[Front-end source files]
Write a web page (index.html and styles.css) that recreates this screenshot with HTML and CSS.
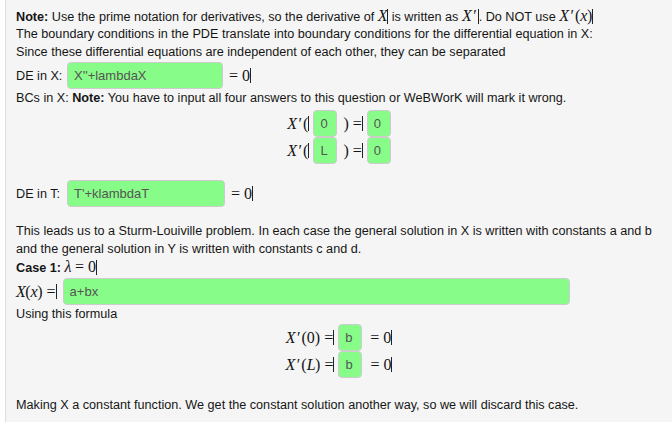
FILE: index.html
```html
<!DOCTYPE html>
<html>
<head>
<meta charset="utf-8">
<link rel="stylesheet" href="styles.css">
</head>
<body>
<div class="page">
  <div class="line"><b>Note:</b> Use the prime notation for derivatives, so the derivative of <span class="m"><i>X</i></span><span class="caret"></span> is written as <span class="m"><i>X</i><span class="pr">′</span></span><span class="caret"></span>. Do NOT use <span class="m"><i>X</i><span class="pr">′</span>(<i>x</i>)</span><span class="caret"></span></div>
  <div class="line">The boundary conditions in the PDE translate into boundary conditions for the differential equation in X:</div>
  <div class="line">Since these differential equations are independent of each other, they can be separated</div>
  <div class="row de">
    <span class="lbl">DE in X:</span>
    <span class="inp w156">X''+lambdaX</span>
    <span class="m eq">= 0</span><span class="caret"></span>
  </div>
  <div class="line">BCs in X: <b>Note:</b> You have to input all four answers to this question or WeBWorK will mark it wrong.</div>
  <div class="center bc">
    <div class="row"><span class="m"><i>X</i><span class="pr">′</span>(</span><span class="caret"></span><span class="inp w24">0</span><span class="m gap">) =</span><span class="caret"></span><span class="inp w24">0</span></div>
    <div class="row"><span class="m"><i>X</i><span class="pr">′</span>(</span><span class="caret"></span><span class="inp w24">L</span><span class="m gap">) =</span><span class="caret"></span><span class="inp w24">0</span></div>
  </div>
  <div class="row det">
    <span class="lbl">DE in T:</span>
    <span class="inp w158">T'+klambdaT</span>
    <span class="m eq">= 0</span><span class="caret"></span>
  </div>
  <div class="line sp">This leads us to a Sturm-Louiville problem. In each case the general solution in X is written with constants a and b</div>
  <div class="line">and the general solution in Y is written with constants c and d.</div>
  <div class="line"><b>Case 1:</b> <span class="m"><i>λ</i> = 0</span><span class="caret"></span></div>
  <div class="row xx">
    <span class="m"><i>X</i>(<i>x</i>) =</span><span class="caret"></span>
    <span class="inp w506">a+bx</span>
  </div>
  <div class="line">Using this formula</div>
  <div class="center bc2">
    <div class="row"><span class="m"><i>X</i><span class="pr">′</span>(0) =</span><span class="caret"></span><span class="inp w24">b</span><span class="m eq2">= 0</span><span class="caret"></span></div>
    <div class="row"><span class="m"><i>X</i><span class="pr">′</span>(<i>L</i>) =</span><span class="caret"></span><span class="inp w24">b</span><span class="m eq2">= 0</span><span class="caret"></span></div>
  </div>
  <div class="line last">Making X a constant function. We get the constant solution another way, so we will discard this case.</div>
</div>
</body>
</html>
```
FILE: styles.css
```css
html, body {
  margin: 0;
  padding: 0;
  background: #ffffff;
}
.page {
  margin-left: 5px;
  border-left: 1px solid #dddddd;
  background: #f5f5f5;
  min-height: 422px;
  box-sizing: border-box;
  padding: 7px 10px 0 10px;
  font-family: "Liberation Sans", Arial, sans-serif;
  font-size: 12.65px;
  color: #151515;
}
.line {
  line-height: 18px;
  height: 18px;
  white-space: nowrap;
}
.m {
  font-family: "Liberation Serif", "Times New Roman", serif;
  font-size: 16px;
}
.m i { letter-spacing: -0.5px; }
.pr {
  display: inline-block;
  margin-left: 2px;
  margin-right: 1px;
}
.caret {
  display: inline-block;
  width: 1px;
  height: 15px;
  background: #222;
  vertical-align: -3px;
}
.row {
  display: flex;
  align-items: center;
  white-space: nowrap;
}
.inp {
  display: inline-block;
  box-sizing: border-box;
  height: 27px;
  line-height: 25px;
  background: #88fc88;
  border: 1px solid #cccccc;
  border-radius: 4px;
  padding: 0 6px;
  color: #555555;
  font-size: 13px;
  font-family: "Liberation Sans", Arial, sans-serif;
  margin-left: 4px;
}
.w156 { width: 156px; }
.w158 { width: 158px; }
.w24 { width: 24px; }
.w506 { width: 507px; margin-left: 6px; }
.lbl { width: 47px; }
.de { margin-top: 1px; height: 27px; }
.det { margin-top: 16px; height: 27px; }
.eq { margin-left: 6px; }
.eq2 { margin-left: 8px; }
.gap { margin-left: 6px; }
.center {
  display: flex;
  flex-direction: column;
  align-items: center;
}
.bc { margin-top: 3px; }
.bc2 { margin-top: 1px; }
.sp { margin-top: 15px; }
.xx { height: 27px; margin-top: 2px; }
.last { margin-top: 18px; }
```
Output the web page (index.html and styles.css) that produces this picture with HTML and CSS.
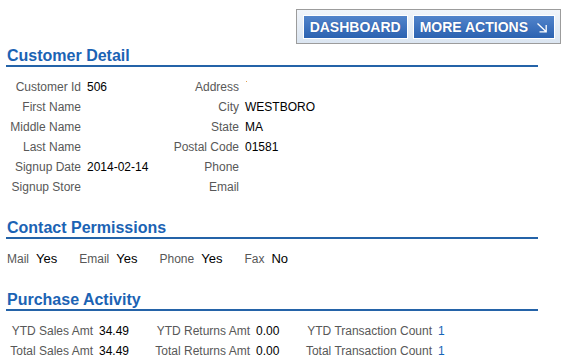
FILE: index.html
```html
<!DOCTYPE html>
<html lang="en">
<head>
<meta charset="utf-8">
<title>Customer Detail</title>
<link rel="stylesheet" href="styles.css">
</head>
<body>
<div class="toolbar-row">
  <div class="toolbar">
    <a class="btn" href="#">DASHBOARD</a>
    <a class="btn" href="#">MORE ACTIONS <svg class="btn-icon" width="12" height="11" viewBox="0 0 12 11"><path d="M1.5 1.5 L10.2 9.8 M3.5 9.8 H10.2 V3" fill="none" stroke="#fff" stroke-width="1.3"/></svg></a>
  </div>
</div>
<div class="page">
  <section class="section">
    <h2 class="section-title">Customer Detail</h2>
    <div class="detail-grid">
      <span class="label">Customer Id</span><span class="value">506</span>
      <span class="label">Address</span><span class="value"><span class="speck"></span></span>
      <span class="label">First Name</span><span class="value"></span>
      <span class="label">City</span><span class="value">WESTBORO</span>
      <span class="label">Middle Name</span><span class="value"></span>
      <span class="label">State</span><span class="value">MA</span>
      <span class="label">Last Name</span><span class="value"></span>
      <span class="label">Postal Code</span><span class="value">01581</span>
      <span class="label">Signup Date</span><span class="value">2014-02-14</span>
      <span class="label">Phone</span><span class="value"></span>
      <span class="label">Signup Store</span><span class="value"></span>
      <span class="label">Email</span><span class="value"></span>
    </div>
  </section>
  <section class="section">
    <h2 class="section-title">Contact Permissions</h2>
    <div class="perm-row">
      <span class="perm"><span class="label">Mail</span><span class="perm-value">Yes</span></span>
      <span class="perm"><span class="label">Email</span><span class="perm-value">Yes</span></span>
      <span class="perm"><span class="label">Phone</span><span class="perm-value">Yes</span></span>
      <span class="perm"><span class="label">Fax</span><span class="perm-value">No</span></span>
    </div>
  </section>
  <section class="section">
    <h2 class="section-title">Purchase Activity</h2>
    <div class="purchase-grid">
      <span class="label">YTD Sales Amt</span><span class="value">34.49</span>
      <span class="label">YTD Returns Amt</span><span class="value">0.00</span>
      <span class="label">YTD Transaction Count</span><span class="value link">1</span>
      <span class="label">Total Sales Amt</span><span class="value">34.49</span>
      <span class="label">Total Returns Amt</span><span class="value">0.00</span>
      <span class="label">Total Transaction Count</span><span class="value link">1</span>
    </div>
  </section>
</div>
</body>
</html>
```
FILE: styles.css
```css
html, body {
  margin: 0;
  padding: 0;
  background: #ffffff;
}
body {
  font-family: "Liberation Sans", Arial, sans-serif;
  font-size: 12px;
  color: #000;
  width: 564px;
}
.toolbar-row {
  display: flex;
  justify-content: flex-end;
  padding: 9px 3px 0 0;
}
.toolbar {
  display: flex;
  gap: 5px;
  padding: 5px 5px 4px 6px;
  border: 1px solid #9c9c9c;
  background: linear-gradient(#f1f5fa, #dbe5f1);
}
.btn {
  display: flex;
  align-items: center;
  gap: 8px;
  height: 22px;
  padding: 0 6px 0 6px;
  border: 1px solid #ffffff;
  background: linear-gradient(#5284cb, #2b62b1);
  color: #ffffff;
  text-decoration: none;
  font-weight: bold;
  font-size: 14px;
  line-height: 22px;
  text-shadow: 0 0 1px rgba(20, 50, 110, 0.6);
}
.btn-icon {
  display: block;
}
.page {
  width: 532px;
  margin-left: 6px;
}
.section-title {
  margin: 22px 0 0 0;
  padding: 0 0 0 1px;
  height: 18px;
  font-size: 16px;
  line-height: 18px;
  font-weight: bold;
  color: #1b63b4;
  border-bottom: 2px solid #2463a8;
}
.section:first-child .section-title {
  margin-top: 3px;
}
.label {
  color: #585858;
}
.value {
  color: #000;
}
.link {
  color: #1766b8;
}
.detail-grid {
  margin-top: 10px;
  display: grid;
  grid-template-columns: 81px 78px 80px auto;
  grid-auto-rows: 20px;
  line-height: 20px;
}
.detail-grid .label,
.purchase-grid .label {
  text-align: right;
  padding-right: 6px;
  white-space: nowrap;
}
.speck {
  display: inline-block;
  width: 1px;
  height: 1px;
  margin-left: 1px;
  vertical-align: 9px;
  background: #e2a050;
}
.perm-row {
  margin-top: 10px;
  padding-left: 1px;
  display: flex;
  gap: 22px;
  line-height: 20px;
}
.perm .label {
  margin-right: 7px;
}
.perm-value {
  font-size: 13px;
  color: #000;
}
.purchase-grid {
  margin-top: 10px;
  display: grid;
  grid-template-columns: 93px 53px 104px 46px 136px auto;
  grid-auto-rows: 20px;
  line-height: 20px;
}
```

■ Prompt: Identify every line where the string "that" appears.

■ Answer:
Write a web page (index.html and styles.css) that recreates this screenshot with HTML and CSS.
Output the web page (index.html and styles.css) that produces this picture with HTML and CSS.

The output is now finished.